Is this simply supply-and-demand? With what used to be high profit margins, everybody wants a piece of the pie. The sector is saturating and over-supplied, it is only natural that profit margins waned. With increased competition, surely, the consumers benefit? I just hope this "collaboration" do not result in chips companies forming a Cartel.

Everyone should stop talking about speed and start taking about value to end users. The only new game in town is energy reduction. More functionality usually means trading power consumption. In the end equipment vendors can only deliver dramatic energy savings at the chip level. Lets stop taling about speed and start seriously talking about power reduction at the silicon level.

I am a telecoms professional in R&D and thats where we are focusing our innovation effort!

The only driver for an American family to change out their old fridge is if they can save money on energy. The appliance vendors are scenting an opportunity, what about other industries?

Guys, I hate to point this out but there are still successful emerging semiconductor companies. Mediatek is the obvious example of insane growth with high profit margins.
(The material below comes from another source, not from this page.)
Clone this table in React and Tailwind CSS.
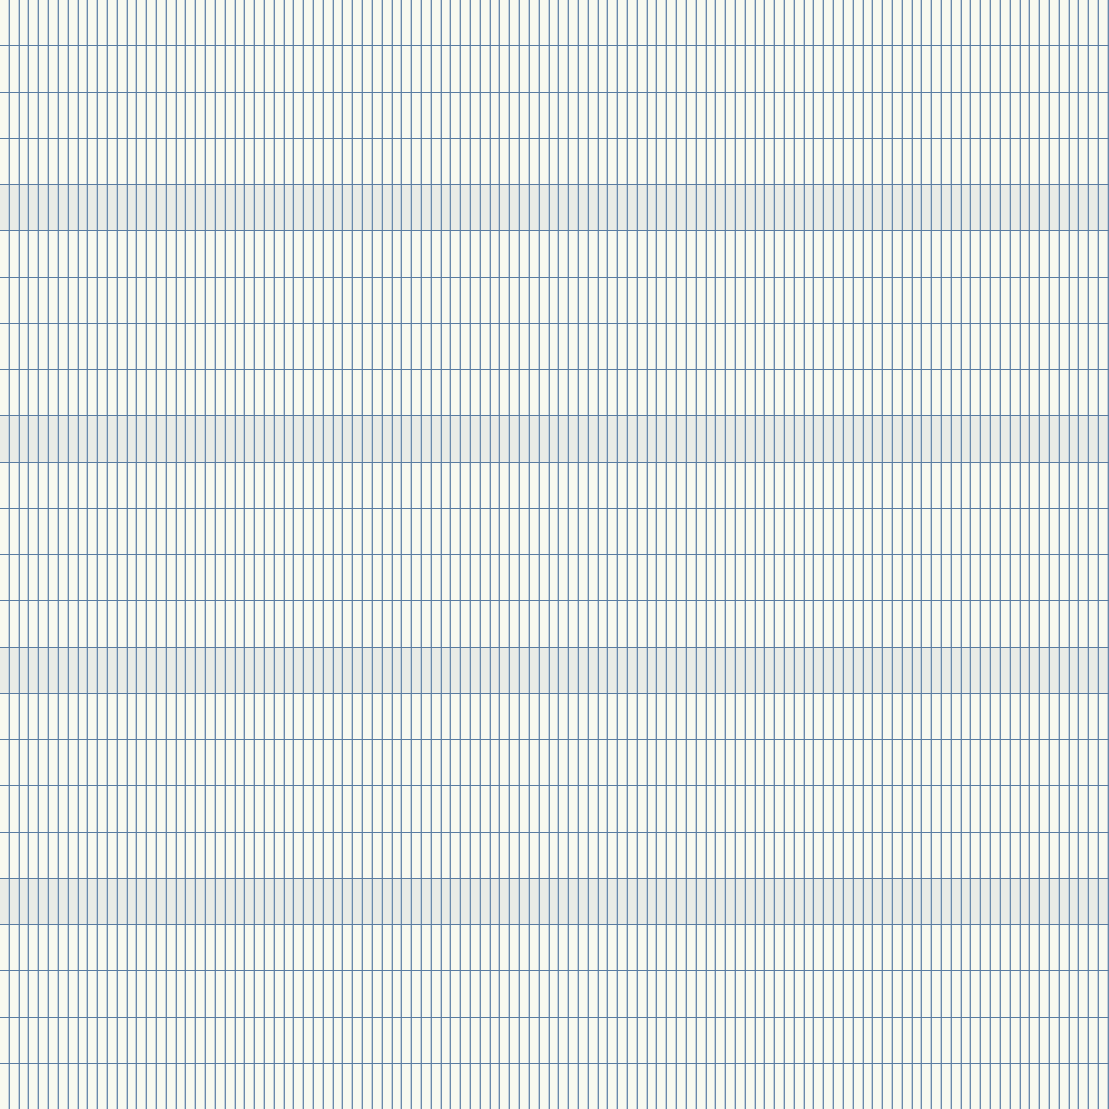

MTK have successfully attacked the GSM chipset market and grown from 2% to over 20% TAM in just two years. During the same time period TI, Moto, NXP.... achieved the opposite result. I think it goes without saying that TI's R&D team outnumbered MTK's by a ratio of about 10:1

IMHO this is just the beginning, But collaboration is not the answer because it just creates bloated engineering teams and trades product focus for politics.